Da secoli molti induisti, da più parti dell’India, raggiungono la città sacra di Varanasi, o Kashi come era chiamata nell’antichità, per trascorrervi gli ultimi momenti della loro vita, credendo che morire qui porterà loro la moksha, la liberazione dal ciclo della reincarnazione.
Per alcuni, però, l’attesa può essere crudele, perchè corrisponde ad anni e anni di un’esistenza disumana.
È quello che accade a migliaia di vedove che hanno raggiunto Varanasi molti anni fa, per trovare la liberazione e la stanno ancora cercando. La maggior parte delle vedove indù, le più povere tra i poveri, arrivano nella città santa giovanissime: sono costrette a sposarsi che sono ancora delle bambine, con uomini di gran lunga più grandi di loro, ragion per cui dopo pochi anni di matrimonio, si ritrovano senza marito e con davanti a loro il peggiore dei destini.
La vedovanza in India è uno stato di morte sociale: le donne senza più marito non hanno più un’identità. Con il matrimonio la donna viene considerata in relazione al consorte diventando per sempre la sua metà eterna e indissolubile, come se fossero un unico corpo. Simbolicamente lei sarà sempre parte di lui, anche se è defunto, circostanza che le conferisce uno status di impurità permanente.

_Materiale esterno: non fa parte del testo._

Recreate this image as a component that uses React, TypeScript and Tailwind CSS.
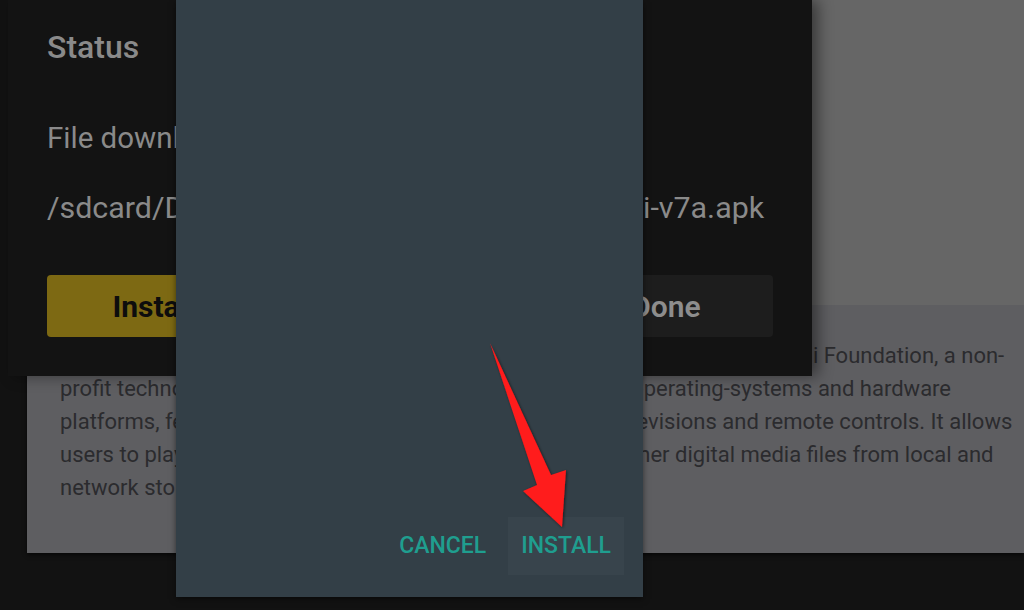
import React from "react";

export default function App() {
  return (
    <div className="relative w-[1024px] h-[610px] overflow-hidden bg-[#121212] font-['Roboto',sans-serif]">
      {/* Background screen: app detail panel */}
      <div className="ml-[27px] w-[997px] h-[553px] flex flex-col shadow-[0_2px_4px_rgba(0,0,0,0.6)]">
        <div className="h-[305px] bg-[#666666]" />
        <div className="flex-1 bg-[#5e5e61] pl-[33px] pt-[34px] text-[22px] leading-[33px] text-[#2b2b2e]">
          <div className="whitespace-nowrap">Kodi is a free and open-source media player app developed by the XBMC/Kodi Foundation, a non-</div>
          <div className="whitespace-nowrap">profit technology consortium. Kodi is available on multiple operating-systems and hardware</div>
          <div className="whitespace-nowrap">platforms, featuring a 10-foot user interface for use with televisions and remote controls. It allows</div>
          <div className="whitespace-nowrap">users to play and view most videos, music, podcasts and other digital media files from local and</div>
          <div className="whitespace-nowrap">network storage media and the internet.</div>
        </div>
      </div>

      {/* Status dialog (dimmed) */}
      <div className="absolute left-[8px] top-0 w-[804px] h-[376px] bg-[#131313] shadow-[6px_0_14px_rgba(0,0,0,0.45)] px-[39px] flex flex-col">
        <div className="mt-[27px] text-[32px] leading-[40px] font-medium text-[#8a8a8a]">Status</div>
        <div className="mt-[53px] text-[29.5px] leading-[36px] text-[#8a8a8a] whitespace-nowrap">File downloaded successfully to:</div>
        <div className="mt-[34px] text-[30.4px] leading-[36px] text-[#8a8a8a] whitespace-nowrap">/sdcard/Download/kodi-19.1-Matrix-armeabi-v7a.apk</div>
        <div className="mt-[49px] flex gap-[42px]">
          <div className="w-[214px] h-[62px] rounded-[4px] bg-[#7d6913] flex items-center justify-center text-[30px] font-bold text-[#0d0d0d]">Install</div>
          <div className="w-[214px] h-[62px] rounded-[4px] bg-[#1d1d1d] flex items-center justify-center text-[30px] font-semibold text-[#8d8d8d]">Delete</div>
          <div className="w-[214px] h-[62px] rounded-[4px] bg-[#1d1d1d] flex items-center justify-center text-[30px] font-semibold text-[#8d8d8d]">Done</div>
        </div>
      </div>

      {/* Package installer dialog */}
      <div className="absolute left-[176px] top-0 w-[467px] h-[597px] bg-[#333f47] shadow-[0_2px_6px_rgba(0,0,0,0.5)] flex flex-col justify-end items-end pr-[19px] pb-[22px]">
        <div className="flex gap-[9px]">
          <div className="h-[58px] px-[13px] flex items-center text-[23px] font-medium text-[#1f9e8f]">CANCEL</div>
          <div className="h-[58px] px-[13px] flex items-center bg-[#38444c] text-[23px] font-medium text-[#1f9e8f]">INSTALL</div>
        </div>
      </div>

      {/* Red annotation arrow */}
      <svg className="absolute left-0 top-0 pointer-events-none" width="1024" height="610" viewBox="0 0 1024 610">
        <defs>
          <filter id="sh" x="-20%" y="-20%" width="140%" height="140%">
            <feDropShadow dx="1" dy="1" stdDeviation="1.5" floodColor="#000" floodOpacity="0.55" />
          </filter>
        </defs>
        <polygon
          points="490,343 551,475 566,470 562,527 523,491 537,485"
          fill="#ff1a1a"
          filter="url(#sh)"
        />
      </svg>
    </div>
  );
}
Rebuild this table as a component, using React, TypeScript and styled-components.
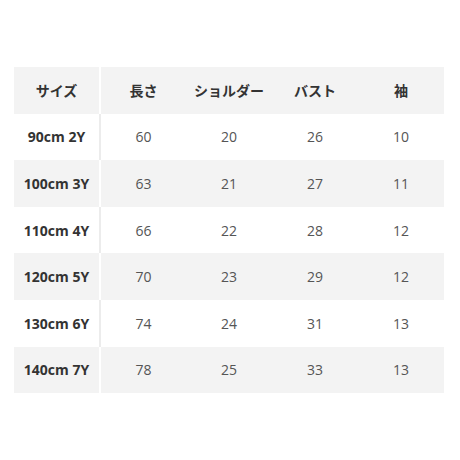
import React from "react";
import styled, { createGlobalStyle } from "styled-components";

const Global = createGlobalStyle`
  html, body { margin: 0; padding: 0; background: #ffffff; }
  body { font-family: "Open Sans", "Noto Sans CJK JP", sans-serif; }
`;

const Page = styled.div`
  width: 460px;
  height: 460px;
  padding: 67px 0 0 14px;
  box-sizing: border-box;
`;

const Table = styled.table`
  width: 431px;
  border-collapse: collapse;
  table-layout: fixed;
`;

const Row = styled.tr<{ $shade: boolean }>`
  height: 46.6px;
  background: ${(p) => (p.$shade ? "#f3f3f3" : "#ffffff")};
`;

const HeadCell = styled.th<{ $first?: boolean; $shade: boolean }>`
  padding: 0;
  font-size: 14px;
  font-weight: 700;
  color: #333333;
  text-align: center;
  vertical-align: middle;
  border-right: ${(p) => (p.$first ? `2px solid ${p.$shade ? "#ffffff" : "#ececec"}` : "none")};
`;

const Cell = styled.td<{ $first?: boolean; $shade: boolean }>`
  padding: 0;
  font-size: 14px;
  font-weight: ${(p) => (p.$first ? 700 : 400)};
  color: ${(p) => (p.$first ? "#333333" : "#555555")};
  text-align: center;
  vertical-align: middle;
  border-right: ${(p) => (p.$first ? `2px solid ${p.$shade ? "#ffffff" : "#ececec"}` : "none")};
`;

const headers = ["サイズ", "長さ", "ショルダー", "バスト", "袖"];
const rows: string[][] = [
  ["90cm 2Y", "60", "20", "26", "10"],
  ["100cm 3Y", "63", "21", "27", "11"],
  ["110cm 4Y", "66", "22", "28", "12"],
  ["120cm 5Y", "70", "23", "29", "12"],
  ["130cm 6Y", "74", "24", "31", "13"],
  ["140cm 7Y", "78", "25", "33", "13"],
];

export default function App() {
  return (
    <>
      <Global />
      <Page>
        <Table>
          <thead>
            <Row $shade>
              {headers.map((h, i) => (
                <HeadCell key={h} $first={i === 0} $shade>
                  {h}
                </HeadCell>
              ))}
            </Row>
          </thead>
          <tbody>
            {rows.map((r, ri) => {
              const shade = ri % 2 === 1;
              return (
                <Row key={r[0]} $shade={shade}>
                  {r.map((c, ci) => (
                    <Cell key={ci} $first={ci === 0} $shade={shade}>
                      {c}
                    </Cell>
                  ))}
                </Row>
              );
            })}
          </tbody>
        </Table>
      </Page>
    </>
  );
}
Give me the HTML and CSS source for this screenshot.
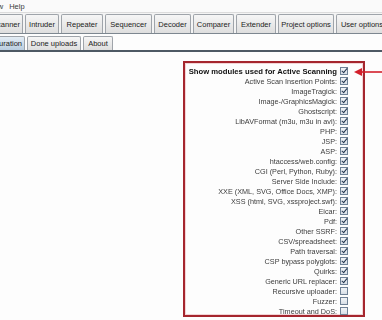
FILE: index.html
```html
<!DOCTYPE html>
<html lang="en">
<head>
    <meta charset="UTF-8">
    <meta name="viewport" content="width=device-width, initial-scale=1.0">
    <title>Upload Scanner options</title>
    <link rel="stylesheet" href="styles.css">
</head>
<body>

    <div class="menubar">
        <span class="menu-item">View</span>
        <span class="menu-item">Help</span>
    </div>

    <div class="tabs main-tabs">
        <div class="tab first" style="width: 23px">Scanner</div>
        <div class="tab" style="width: 34px">Intruder</div>
        <div class="tab" style="width: 42px">Repeater</div>
        <div class="tab" style="width: 47px">Sequencer</div>
        <div class="tab" style="width: 37px">Decoder</div>
        <div class="tab" style="width: 41px">Comparer</div>
        <div class="tab" style="width: 40px">Extender</div>
        <div class="tab" style="width: 56px">Project options</div>
        <div class="tab" style="width: 52px">User options</div>
        <div class="tab" style="width: 20px">Alerts</div>
    </div>

    <div class="tabs sub-tabs">
        <div class="tab first selected" style="width: 25px">Configuration</div>
        <div class="tab" style="width: 54px">Done uploads</div>
        <div class="tab" style="width: 30px">About</div>
    </div>

    <div class="content">
        <div class="modules" id="modules"></div>
        <div class="arrow">
            <svg width="30" height="10" viewBox="0 0 30 10">
                <line x1="6" y1="5" x2="30" y2="5" stroke="#d3202b" stroke-width="1.6"/>
                <polygon points="0,5 8,1 8,9" fill="#d3202b"/>
            </svg>
        </div>
    </div>

    <script>
        const modules = [
            ['Active Scan Insertion Points', true],
            ['ImageTragick', true],
            ['Image-/GraphicsMagick', true],
            ['Ghostscript', true],
            ['LibAVFormat (m3u, m3u in avi)', true],
            ['PHP', true],
            ['JSP', true],
            ['ASP', true],
            ['htaccess/web.config', true],
            ['CGI (Perl, Python, Ruby)', true],
            ['Server Side Include', true],
            ['XXE (XML, SVG, Office Docs, XMP)', true],
            ['XSS (html, SVG, xssproject.swf)', true],
            ['Eicar', true],
            ['Pdf', true],
            ['Other SSRF', true],
            ['CSV/spreadsheet', true],
            ['Path traversal', true],
            ['CSP bypass polyglots', true],
            ['Quirks', true],
            ['Generic URL replacer', true],
            ['Recursive uploader', false],
            ['Fuzzer', false],
            ['Timeout and DoS', false]
        ];

        let html = '<div class="row title"><span>Show modules used for Active Scanning</span><span class="check on"></span></div>';
        for (let [name, on] of modules) {
            html += `<div class="row"><span>${name}:</span><span class="check${on ? ' on' : ''}"></span></div>`;
        }
        document.getElementById('modules').innerHTML = html;
    </script>
</body>
</html>
```

FILE: styles.css
```css
body {
    font-family: 'Liberation Sans', Arial, sans-serif;
    font-size: 7.5px;
    color: #3c3c3c;
    background: #fdfdfd;
    margin: 0;
    overflow: hidden;
}

.menubar {
    display: flex;
    gap: 6px;
    height: 12px;
    align-items: center;
    margin-left: -13px;
    background: #fafafa;
    border-bottom: 1px solid #dcdcdc;
}

.tabs {
    display: flex;
    overflow: hidden;
    white-space: nowrap;
}

.main-tabs {
    height: 19px;
    padding-top: 1px;
    gap: 2px;
    border-bottom: 1px solid #7d8790;
    background: #f4f4f4;
}

.sub-tabs {
    height: 14px;
    margin-top: 2px;
    gap: 2px;
    border-bottom: 2px solid #4e5964;
}

.tab {
    flex-shrink: 0;
    display: flex;
    align-items: center;
    justify-content: center;
    overflow: hidden;
    padding: 0 2px;
    box-sizing: border-box;
    border: 1px solid #9fa4aa;
    border-bottom: none;
    border-radius: 2px 2px 0 0;
    background: linear-gradient(#f6f6f6, #dedede);
    color: #222;
}

.tab.first {
    justify-content: flex-end;
    border-left: none;
    border-radius: 0 2px 0 0;
}

.tab.selected {
    background: linear-gradient(#e4edf5, #b9cddf);
}

.content {
    position: relative;
    padding-top: 9px;
}

.modules {
    box-sizing: border-box;
    margin-left: 183px;
    width: 182px;
    height: 256px;
    border: 2px solid #a5262e;
    box-shadow: inset 0 0 0 1px #f3d4d6;
    padding: 3px 15px 0 0;
    display: flex;
    flex-direction: column;
    align-items: flex-end;
    font-size: 7.25px;
    will-change: transform;
}

.row {
    display: flex;
    align-items: center;
    gap: 3px;
    height: 10px;
    flex-shrink: 0;
}

.row.title {
    font-weight: bold;
    font-size: 7.7px;
    color: #111;
}

.check {
    width: 6px;
    height: 6px;
    border: 1px solid #6f8196;
    background: linear-gradient(#f2f5f8, #d7dee6);
    position: relative;
}

.check.on::after {
    content: '';
    position: absolute;
    left: 2px;
    top: -1px;
    width: 2px;
    height: 5px;
    border: solid #24364f;
    border-width: 0 1.5px 1.5px 0;
    transform: rotate(40deg);
}

.arrow {
    position: absolute;
    left: 354px;
    top: 15px;
    line-height: 0;
}
```
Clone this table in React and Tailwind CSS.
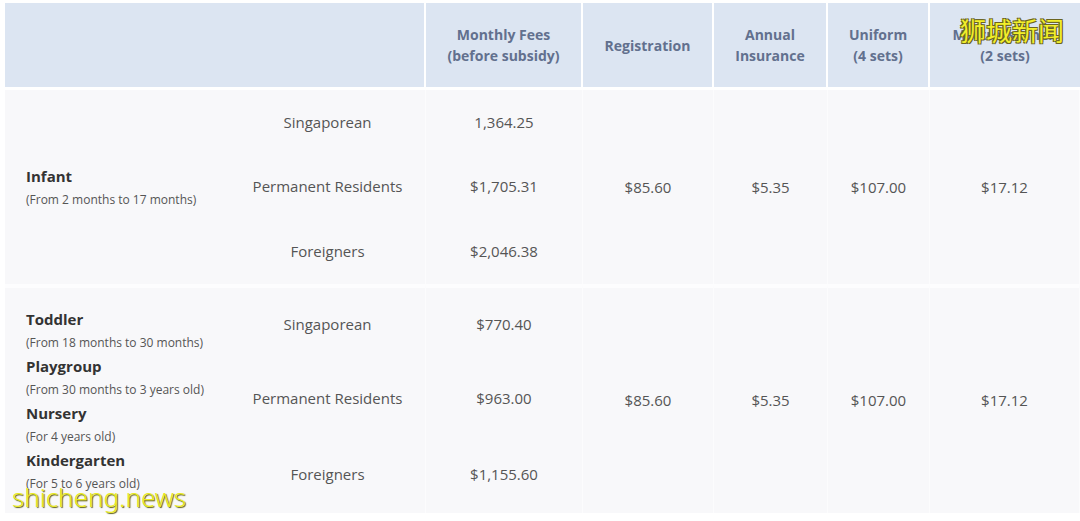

Vengono derise, maltrattate, espulse dalla società, viste come un peso economico e portatrici di sfortuna, indotte a credere di essere causa della morte dei propri coniugi, sentendosi fallite nel ruolo di mogli e provando un forte senso di colpevolezza. Non hanno diritto a risposarsi, private di ogni loro bene, costrette a togliersi i sari colorati e vestirsi di bianco, simbolo di lutto. In alcune zone dalle tradizioni più conservatrici, sono anche obbligate a radersi i capelli. In tale stato vengono definitivamente allontanate dalla famiglia e date in pasto alla strada e alla miseria.
Nella maggior parte dei casi, per volontà degli stessi figli.
Queste donne non hanno più una vita degna di essere definita tale. Iniziano a vagabondare, vivendo di elemosina, cercando a piccoli passi di raggiungere le acque del Gange, sperando che la morte, qui, le liberi presto. Alcune, più fortunate, trovano rifugio negli ashram (comunità spirituali) dove, per una magra razione di cibo e un giaciglio su cui coricarsi, devono cantare e pregare per ore nei templi, oppure presso organizzazioni governative dove, in cambio di un minimo di assistenza, un tetto e una ciotola di riso, sono comunque costrette a elemosinare.
Incontrare queste donne, prosciugate dalla fame e dall’età, raminghe e ricurve su se stesse, diafane come ombre di un altro mondo, è straziante. Ti guardano silenziose e rassegnate a questo crudele destino, alcune convinte di meritarlo, e con un solo desiderio: morire a Varanasi per liberarsi di questa vita il prima possibile.
Ed ecco che Kashi, la città sacra dell’India, si rivela porta del paradiso per molti induisti ma un inferno in terra per queste donne, vedove senza colpa.